AIM ▸ Copy out each line that has "styles" in it.

•••

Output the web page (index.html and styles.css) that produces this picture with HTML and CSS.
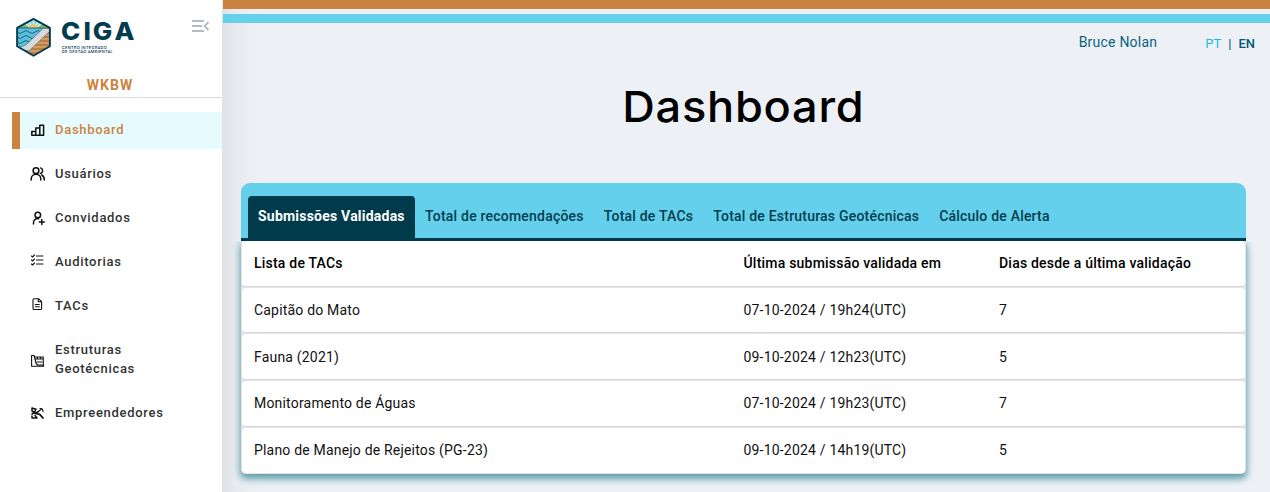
FILE: index.html
```html
<!DOCTYPE html>
<html lang="pt">
<head>
<meta charset="utf-8">
<title>CIGA - Dashboard</title>
<link rel="stylesheet" href="styles.css">
</head>
<body>
<div class="app">
  <aside class="sidebar">
    <div class="brand">
      <svg class="logo" width="120" height="42" viewBox="0 0 120 42">
        <defs><clipPath id="hex"><path d="M18.5 2.5 35 11.5V30.500L18.500 40 2 30.500V11.500Z"/></clipPath></defs>
        <g clip-path="url(#hex)">
          <rect width="38" height="42" fill="#5bbfd9"/>
          <rect width="38" height="12" fill="#8fd3ea"/>
          <path d="M18.500 9V2M16 9 12 3M21 9 25 3M14 10 9 6M23 10 28 6" stroke="#fff" stroke-width="1"/>
          <path d="M14 12a4.500 4 0 0 1 9 0Z" fill="#f3c762"/>
          <path d="M0 12V10Q8 5 14 12ZM37 12V10Q29 5 23 12Z" fill="#83b957"/>
          <path d="M0 12H37" stroke="#12526a" stroke-width=".8"/>
          <path d="M2 16q3 3 6 0t6 0 6 0 6 0M2 21q3 3 6 0t6 0 6 0M2 26q3 3 6 0t6 0" fill="none" stroke="#12526a" stroke-width=".8"/>
          <path d="M37 11V42H8L29 12Z" fill="#d99a5b"/>
          <path d="M26 17H37M23 21H37M20 25H37M17 29H37M14 33H37M11 37H37" stroke="#674a35" stroke-width=".7"/>
          <path d="M28 12.500H36V14L14 35 8 34 3 31Q10 31 14 26Z" fill="#d8d9dc" stroke="#354c58" stroke-width=".5"/>
        </g>
        <path d="M18.500 2.900 34.900 11.900V30.300L18.500 39.700 2.100 30.300V11.900Z" fill="none" stroke="#023d4f" stroke-width="1.900" stroke-linejoin="round"/>
        <g transform="translate(46 0) scale(1.08 1)"><text class="logo-name" y="24.500" x="0 20.800 29.300 49.500">CIGA</text></g>
        <text class="logo-sub" x="46.800" y="32.700" textLength="45" lengthAdjust="spacing">CENTRO INTEGRADO</text>
        <text class="logo-sub" x="46.800" y="37" textLength="51" lengthAdjust="spacing">DE GESTÃO AMBIENTAL</text>
      </svg>
      <svg class="collapse" width="18" height="12" viewBox="0 0 18 12" fill="none" stroke="#b3bac8" stroke-width="1.800"><path d="M0 1H12M0 6H10M0 11H12M16.500 2 12.500 6 16.500 10"/></svg>
    </div>
    <div class="org">WKBW</div>
    <nav class="menu">
      <a class="item active"><svg class="icon" viewBox="0 0 16 16"><path d="M1.800 13.300V9.500h4v3.800ZM5.800 13.300V6h4v7.300ZM9.800 13.300V3.300h3.800v10Z"/></svg><span>Dashboard</span></a>
      <a class="item"><svg class="icon" viewBox="0 0 16 16"><circle cx="6" cy="4.700" r="2.900"/><path d="M1.200 14v-1a4.800 4.800 0 0 1 9.600 0v1M10.500 1.900a2.900 2.900 0 0 1 0 5.600M11.800 9q2.500 1.500 2.500 5"/></svg><span>Usuários</span></a>
      <a class="item"><svg class="icon" viewBox="0 0 16 16"><circle cx="7.800" cy="5" r="2.800"/><path d="M3.500 14v-1.500a4 4 0 0 1 5-3.800M11.800 9.500v5M9.300 12h5"/></svg><span>Convidados</span></a>
      <a class="item list"><svg class="icon thin" viewBox="0 0 16 16"><path d="m1.500 3 1 1 2-2M1.500 7l1 1 2-2M1.500 11l1 1 2-2M6.500 3h6.500M6.500 7h6.500M6.500 11h6.500"/></svg><span>Auditorias</span></a>
      <a class="item list"><svg class="icon thin" viewBox="0 0 16 16"><path d="M4 1.700h4.500l3.100 3v6.800q0 1-1 1H4q-1 0-1-1V2.700q0-1 1-1ZM8.300 1.700v3h3.200M5.300 7.500h4M5.300 9.800h4"/></svg><span>TACs</span></a>
      <a class="item double"><svg class="icon thin" viewBox="0 0 16 16"><path d="M1.600 13.200V2.500h2.500l2 8 1.500 1.500h6V13.200ZM5 4h8.300v8M5.500 6h7.800M7 9h5M7.500 4v2M10.500 4v2"/></svg><span>Estruturas Geotécnicas</span></a>
      <a class="item"><svg class="icon thin" viewBox="0 0 16 16"><path d="M2 3v3l2.500 1.500L6 4M2 3l3 1M4.500 7.500 2 9M8 7 5 8.500l5 1 3 3.500M5 10.500l2 2.500H2v-2" stroke-width="1.500"/><path d="M6.500 8 12 3.500M10 3.500q3 0 3 3M9 9l4 4"/></svg><span>Empreendedores</span></a>
    </nav>
  </aside>
  <main class="main">
    <div class="stripe orange"></div>
    <div class="stripe blue"></div>
    <header class="top"><span class="user">Bruce Nolan</span><div class="lang"><span class="current">PT</span><span>|</span><span>EN</span></div></header>
    <h1 class="title">Dashboard</h1>
    <section class="panel">
      <div class="tabs">
        <span class="tab selected">Submissões Validadas</span><span class="tab">Total de recomendações</span><span class="tab">Total de TACs</span><span class="tab">Total de Estruturas Geotécnicas</span><span class="tab">Cálculo de Alerta</span>
      </div>
      <div class="table">
        <div class="row head"><span>Lista de TACs</span><span>Última submissão validada em</span><span>Dias desde a última validação</span></div>
        <div class="row"><span>Capitão do Mato</span><span>07-10-2024 / 19h24(UTC)</span><span>7</span></div>
        <div class="row"><span>Fauna (2021)</span><span>09-10-2024 / 12h23(UTC)</span><span>5</span></div>
        <div class="row"><span>Monitoramento de Águas</span><span>07-10-2024 / 19h23(UTC)</span><span>7</span></div>
        <div class="row"><span>Plano de Manejo de Rejeitos (PG-23)</span><span>09-10-2024 / 14h19(UTC)</span><span>5</span></div>
      </div>
    </section>
  </main>
</div>
</body>
</html>
```
FILE: styles.css
```css
* { box-sizing: border-box; }
body { margin: 0; font-family: Roboto, "Liberation Sans", sans-serif; background: #edf1f6; }
.app { display: flex; height: 492px; overflow: hidden; }

.sidebar { width: 223px; flex: none; background: #fff; border-right: 1px solid #e1e5e9; }
.brand { display: flex; height: 76px; padding: 16px 13px 0 15px; justify-content: space-between; align-items: flex-start; }
.collapse { margin-top: 4px; margin-right: -1px; }
.logo-name { font: 800 24px Inter, sans-serif; fill: #023d4f; }
.logo-sub { font: 500 4px Inter, sans-serif; fill: #023d4f; }
.org { height: 22px; border-bottom: 1px solid #dcdee0; padding-right: 2px; text-align: center; color: #cb8342; font-size: 14px; line-height: 19px; font-weight: 700; letter-spacing: 1px; }
.menu { display: flex; flex-direction: column; gap: 7px; padding: 14px 0 0 12px; }
.item { display: flex; align-items: center; height: 37px; padding-left: 18px; gap: 9px; color: #333; font-size: 13px; line-height: 19px; font-weight: 500; letter-spacing: .7px; }
.item span { padding-bottom: 2px; }
.item .icon { margin-top: -1px; }
.item.list .icon { margin-top: -4px; }
.item.double { height: 56px; }
.item.double span { width: 100px; }
.item.double .icon { margin-top: 1px; }
.item.active { background: #e6fbfd; border-left: 8px solid #cb8342; padding-left: 10px; color: #cb8342; }
.icon { width: 16px; height: 16px; flex: none; fill: none; stroke: #111; stroke-width: 1.5; stroke-linejoin: round; stroke-linecap: round; }
.icon.thin { stroke-width: 1.1; }

.main { flex: 1; min-width: 0; background: linear-gradient(90deg, #dfe3e7, #e7ebef 12px, #edf1f6 38px); }
.stripe { height: 9px; }
.orange { background: #cb8342; margin-bottom: 5px; }
.blue { background: #64d0eb; }
.top { display: flex; justify-content: flex-end; height: 55px; padding: 10px 15px 0 0; color: #0a6480; font-size: 14px; line-height: 19px; }
.user { letter-spacing: .22px; }
.lang { display: flex; gap: 7px; margin-left: 48px; padding-top: 1px; font-size: 13px; font-weight: 500; color: #05567a; }
.lang .current { color: #17bfd9; font-weight: 400; }
.title { margin: 0; height: 105px; padding-right: 6px; text-align: center; font: 500 43px/56px Inter, sans-serif; letter-spacing: .7px; color: #000; transform: scaleX(1.05); }
.panel { margin: 0 24px 0 18px; }
.tabs { display: flex; height: 58px; padding: 13px 0 0 7px; background: #64d0eb; border-bottom: 3px solid #003b4c; border-radius: 9px 9px 0 0; }
.tab { height: 42px; padding: 0 10px; line-height: 41px; font-size: 14px; font-weight: 500; letter-spacing: .21px; white-space: nowrap; color: #023d4f; }
.tab.selected { width: 167px; background: #003b4c; color: #fff; font-weight: 700; letter-spacing: .22px; border-radius: 4px 4px 0 0; }
.table { border: 1px solid #e1e3e4; border-top: 0; border-radius: 0 0 5px 5px; background: #e4e5e5; box-shadow: 0 4px 7px 1px #5f9eaa; clip-path: inset(0 -24px -24px); }
.row { display: grid; grid-template-columns: 489.500px 255.500px 1fr; align-items: center; height: 45.700px; margin-bottom: 1px; padding: 0 0 0 12px; background: #fff; border-bottom: 1px solid #d6d8d8; border-radius: 4px; color: #111; font-size: 14px; letter-spacing: .19px; }
.row:last-child { margin-bottom: 0; border-bottom: 0; padding-bottom: 1px; }
.head { color: #000; font-weight: 500; letter-spacing: .21px; }
```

•••

TASK ANSWER ▸
Output the web page (index.html and styles.css) that produces this picture with HTML and CSS.
<link rel="stylesheet" href="styles.css">
FILE: styles.css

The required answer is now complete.